── Supplied material ──

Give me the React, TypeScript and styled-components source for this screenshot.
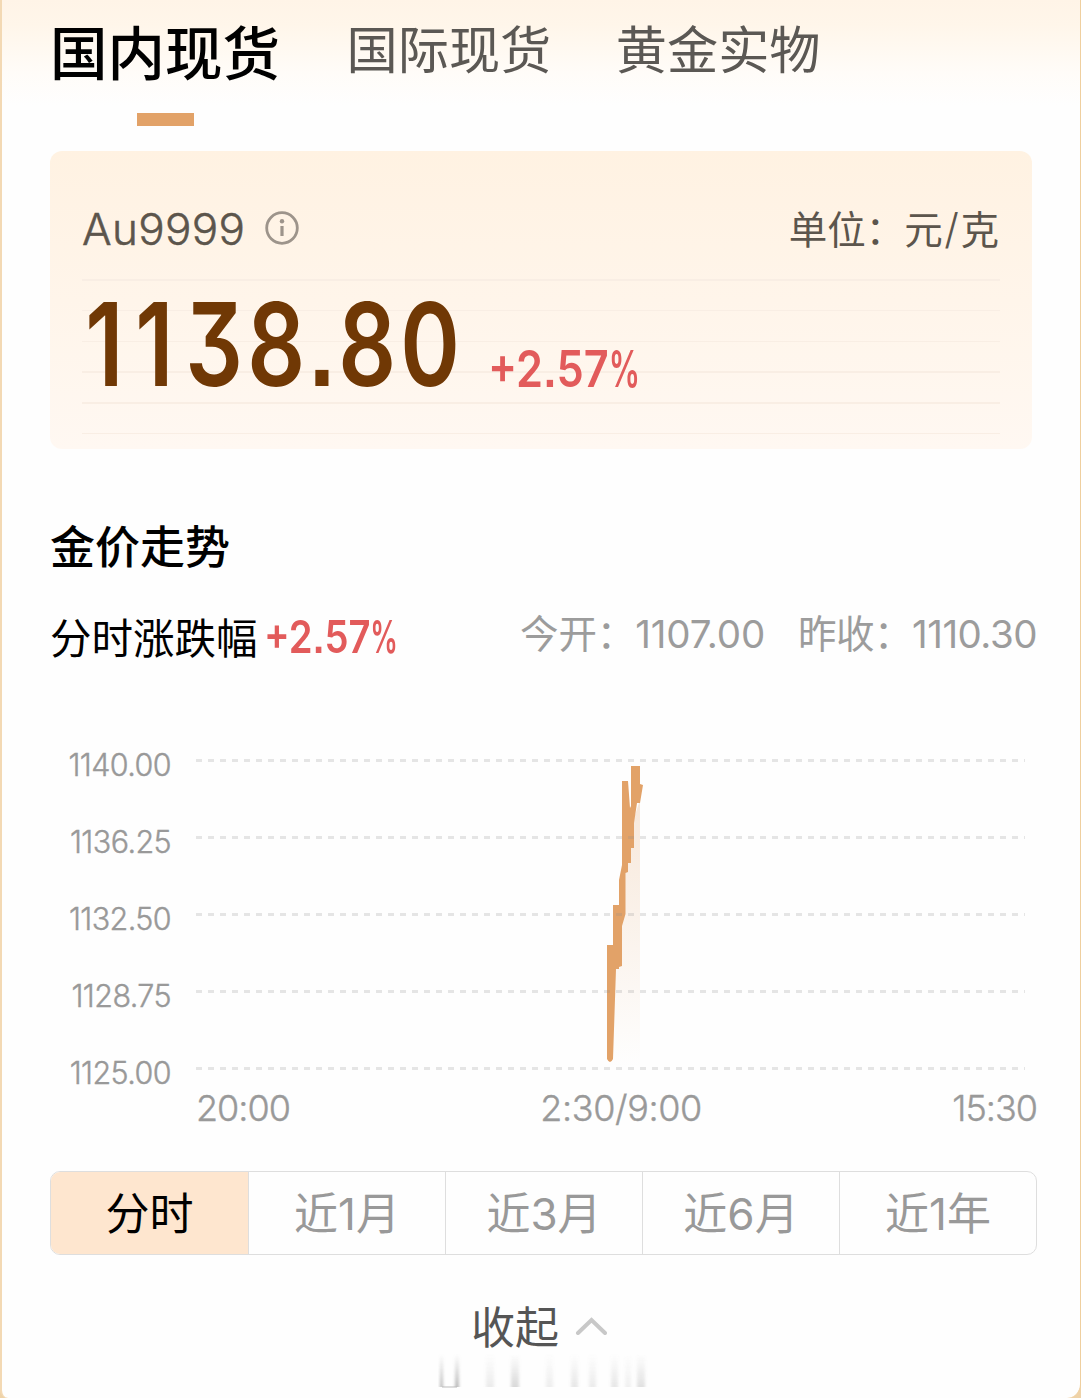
import { useState } from 'react';
import styled, { createGlobalStyle } from 'styled-components';

const tabs = ['国内现货', '国际现货', '黄金实物'];
const ranges = ['分时', '近1月', '近3月', '近6月', '近1年'];
const levels = ['1140.00', '1136.25', '1132.50', '1128.75', '1125.00'];

// faded strip under the collapse button: x, width, opacity
const fades = [
  [2, 3, 0.6], [17, 4, 0.6], [48, 8, 0.16], [73, 8, 0.32], [108, 7, 0.14],
  [133, 7, 0.2], [151, 7, 0.16], [173, 7, 0.2], [187, 6, 0.12], [199, 8, 0.25],
];

export default function App() {
  const [tab, setTab] = useState(0);
  const [range, setRange] = useState(0);

  return (
    <Page lang="zh-CN">
      <GlobalStyle />
      <Tabs>
        {tabs.map((name, i) => (
          <Tab key={name} $active={i === tab} onClick={() => setTab(i)}>
            {name}
          </Tab>
        ))}
      </Tabs>

      <PriceCard>
        <CardHead>
          <Symbol>Au9999</Symbol>
          <InfoIcon />
          <Unit>
            单位：元<Slash>/</Slash>克
          </Unit>
        </CardHead>
        <PriceRow>
          <Price>
            <Ones>11</Ones>38.80
          </Price>
          <Change>
            +2.57<Percent>%</Percent>
          </Change>
        </PriceRow>
      </PriceCard>

      <Title>金价走势</Title>
      <Summary>
        <SummaryLabel>分时涨跌幅</SummaryLabel>
        <SummaryChange>
          +2.57<Percent>%</Percent>
        </SummaryChange>
        <Quotes>
          <Quote>今开：1107.00</Quote>
          <Quote>昨收：1110.30</Quote>
        </Quotes>
      </Summary>

      <Chart>
        <Levels>
          {levels.map((level) => (
            <Level key={level}>{level}</Level>
          ))}
        </Levels>
        <TrendPlot />
      </Chart>
      <Times>
        <Time>20:00</Time>
        <Time $wide>2:30/9:00</Time>
        <Time>15:30</Time>
      </Times>

      <Ranges>
        {ranges.map((name, i) => (
          <Range key={name} $active={i === range} onClick={() => setRange(i)}>
            {name}
          </Range>
        ))}
      </Ranges>

      <Collapse>
        收起
        <svg width="32" height="20" viewBox="0 0 32 20" fill="none">
          <path d="M3 18 L16.500 5 L30 18" stroke="#c8c8c8" strokeWidth="4" strokeLinecap="round" />
        </svg>
      </Collapse>
      <FadeStrip />
    </Page>
  );
}

function InfoIcon() {
  return (
    <svg width="34" height="34" viewBox="0 0 34 34" fill="none">
      <circle cx="17" cy="17" r="15.300" stroke="#9d948b" strokeWidth="2.800" />
      <circle cx="17" cy="10.200" r="2.200" fill="#9d948b" />
      <path d="M17 15v10" stroke="#9d948b" strokeWidth="3.200" />
    </svg>
  );
}

function TrendPlot() {
  return (
    <Plot width="829" height="330" viewBox="196 750 829 330">
      <defs>
        <linearGradient id="area" x1="0" y1="0" x2="0" y2="1">
          <stop offset="0" stopColor="#e2a268" stopOpacity="0.24" />
          <stop offset="1" stopColor="#e2a268" stopOpacity="0" />
        </linearGradient>
      </defs>
      <path d="M610 1058 L615 970 L622 900 L630 830 L640 800 V1068 H610Z" fill="url(#area)" />
      <path
        d="M607 945 H613 V905 H619 V880 L622 865 V781 H628 L630 808 L631 806 V766 H640 V784 L643 785 L640 803 L637 803 L634 823 V848 H631 V863 H628 V872 L625.500 873 V914 L622 926 V966 L619 967 V969 H616 L613 1059 Q610 1065 607 1059Z"
        fill="#e2a268"
      />
      {levels.map((level, i) => (
        <path
          key={level}
          d={`M196 ${760.5 + i * 77}H1025`}
          stroke="#8c8c8c"
          strokeOpacity="0.22"
          strokeWidth="2.800"
          strokeDasharray="6 6"
        />
      ))}
    </Plot>
  );
}

function FadeStrip() {
  return (
    <FadeSvg width="212" height="40" viewBox="0 0 212 40">
      <defs>
        <linearGradient id="fade" x1="0" y1="0" x2="0" y2="1">
          <stop offset="0" stopColor="#999" stopOpacity="0" />
          <stop offset="1" stopColor="#888" />
        </linearGradient>
        <filter id="soften" x="-10%" y="0" width="120%" height="100%">
          <feGaussianBlur stdDeviation="1.800 0" />
        </filter>
      </defs>
      <g filter="url(#soften)">
        {fades.map(([x, width, opacity]) => (
          <rect key={x} x={x} y="3" width={width} height="33" opacity={opacity} fill="url(#fade)" />
        ))}
      </g>
      <path d="M4 36H19" stroke="#bbb" strokeWidth="1" />
    </FadeSvg>
  );
}

// Styled Components
const GlobalStyle = createGlobalStyle`
  body {
    margin: 0;
    background: #efd3a8;
    font-family: Inter, 'Noto Sans CJK SC', sans-serif;
  }
  button {
    font: inherit;
    color: inherit;
    background: none;
    border: 0;
    padding: 0;
  }
  svg {
    display: block;
    flex: none;
  }
`;

const Page = styled.main`
  box-sizing: border-box;
  width: 1081px;
  height: 1398px;
  overflow: hidden;
  border-left: 2px solid #f3d9b4;
  border-right: 1px solid #efcf9f;
  border-radius: 0 0 14px 8px;
  background: linear-gradient(#fff4e7 0, #fff6ea 25px, #fffcf8 72px, #fefefe 105px);
`;

const Tabs = styled.nav`
  display: flex;
  align-items: flex-start;
  height: 151px;
  padding-left: 48px;
`;

const Tab = styled.button<{ $active: boolean }>`
  font-size: ${(p) => (p.$active ? '57.5px' : '51.2px')};
  line-height: ${(p) => (p.$active ? '108px' : '101px')};
  font-weight: ${(p) => (p.$active ? 500 : 400)};
  color: ${(p) => (p.$active ? '#000' : '#5b5854')};
  margin-right: ${(p) => (p.$active ? 66.5 : 64.5)}px;

  &::after {
    content: '';
    display: ${(p) => (p.$active ? 'block' : 'none')};
    width: 57px;
    height: 13px;
    margin: 5px auto 0;
    background: #e2a268;
  }
`;

const PriceCard = styled.section`
  box-sizing: border-box;
  width: 982px;
  height: 298px;
  margin-left: 48px;
  padding: 46px 33px 0 32px;
  border-radius: 12px;
  background: linear-gradient(#fff2e2, #fff5ea 50%, #fff8f2);
`;

const CardHead = styled.div`
  display: flex;
  align-items: center;
  height: 62px;
  color: #5c554c;
`;

const Symbol = styled.span`
  font-size: 44px;
  line-height: 64px;
  font-weight: 300;
  letter-spacing: 0.3px;
  -webkit-text-stroke: 0.5px;
  margin: 2px 20px 0 0;
`;

const Unit = styled.span`
  margin: -3px 0 0 auto;
  font-size: 38.5px;
`;

const Slash = styled.span`
  padding: 0 1.5px;
  font-size: 42px;
  font-weight: 300;
`;

const PriceRow = styled.div`
  display: flex;
  height: 156px;
  margin-top: 20px;
  margin-right: -1px;
  background: repeating-linear-gradient(#f9eee4 0 1.500px, transparent 1.500px 30.800px);
`;

const Price = styled.strong`
  width: 402px;
  padding-left: 4px;
  font-size: 115px;
  line-height: 132px;
  font-weight: 600;
  font-feature-settings: 'cv09', 'ss07';
  letter-spacing: 5.5px;
  color: #703805;
  transform: scaleX(0.786);
  transform-origin: left;
`;

const Ones = styled.span`
  letter-spacing: 15px;
`;

const Change = styled.span`
  font-size: 51px;
  line-height: 179px;
  font-weight: 600;
  font-feature-settings: 'ss07';
  white-space: nowrap;
  color: #e25b5b;
  transform: scaleX(0.85);
  transform-origin: left;
`;

const Percent = styled.span`
  display: inline-block;
  transform: scaleX(0.72);
  transform-origin: left;
`;

const Title = styled.h2`
  margin: 69px 0 0 48px;
  font-size: 45px;
  line-height: 60px;
  font-weight: 500;
  color: #000;
`;

const Summary = styled.div`
  display: flex;
  align-items: center;
  height: 60px;
  margin: 28px 43px 0 48px;
`;

const SummaryLabel = styled.span`
  width: 214px;
  font-size: 41.5px;
`;

const SummaryChange = styled.span`
  width: 140px;
  font-size: 45px;
  font-weight: 600;
  font-feature-settings: 'ss07';
  white-space: nowrap;
  color: #e25b5b;
  transform: scaleX(0.85);
  transform-origin: left;
`;

const Quotes = styled.div`
  display: flex;
  gap: 33px;
  margin: -10px 0 0 auto;
  font-size: 38.5px;
  font-weight: 400;
  white-space: nowrap;
  color: #9c9c9c;
`;

const Quote = styled.span`
  letter-spacing: -0.1px;

  &:last-child {
    letter-spacing: -0.5px;
  }
`;

const Chart = styled.div`
  display: flex;
  align-items: center;
  height: 385px;
  margin-top: 60px;
`;

const Plot = styled.svg`
  margin-top: -8px;
`;

const Levels = styled.div`
  width: 169px;
  margin-right: 25px;
  text-align: right;
`;

const Level = styled.div`
  font-size: 30.5px;
  line-height: 77px;
  font-weight: 300;
  letter-spacing: -0.6px;
  -webkit-text-stroke: 0.4px;
  color: #999;
`;

const Times = styled.div`
  display: flex;
  justify-content: space-between;
  height: 60px;
  margin: -33px 43px 0 194px;
  font-size: 36px;
  line-height: 60px;
  font-weight: 300;
  -webkit-text-stroke: 0.4px;
  color: #999;
`;

const Time = styled.span<{ $wide?: boolean }>`
  letter-spacing: ${(p) => (p.$wide ? '-0.4px' : '-1px')};
`;

const Ranges = styled.div`
  box-sizing: border-box;
  display: flex;
  width: 987px;
  height: 84px;
  margin: 33px 0 0 48px;
  overflow: hidden;
  border: 1px solid #dedede;
  border-radius: 10px;
`;

const Range = styled.button<{ $active: boolean }>`
  flex: 1;
  padding-bottom: 5px;
  font-size: 44px;
  color: ${(p) => (p.$active ? '#000' : '#999')};
  background: ${(p) => (p.$active ? '#fee6cf' : 'transparent')};

  &:first-child {
    flex: 0 0 198px;
  }
  &:not(:last-child) {
    border-right: 1px solid #dedede;
  }
`;

const Collapse = styled.button`
  display: flex;
  align-items: center;
  gap: 16px;
  height: 60px;
  margin: 40px 0 0 469px;
  font-size: 44px;
  color: #555;
`;

const FadeSvg = styled.svg`
  margin: -4px 0 0 436px;
`;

───

Every line from the top of the material above through the line with "['1140.00', '1136.25', '1132.50', '1128.75', '1125.00'];" should be duplicated exactly, please; leave out the pictures.

[Answer in full]
Give me the React, TypeScript and styled-components source for this screenshot.
import { useState } from 'react';
import styled, { createGlobalStyle } from 'styled-components';

const tabs = ['国内现货', '国际现货', '黄金实物'];
const ranges = ['分时', '近1月', '近3月', '近6月', '近1年'];
const levels = ['1140.00', '1136.25', '1132.50', '1128.75', '1125.00'];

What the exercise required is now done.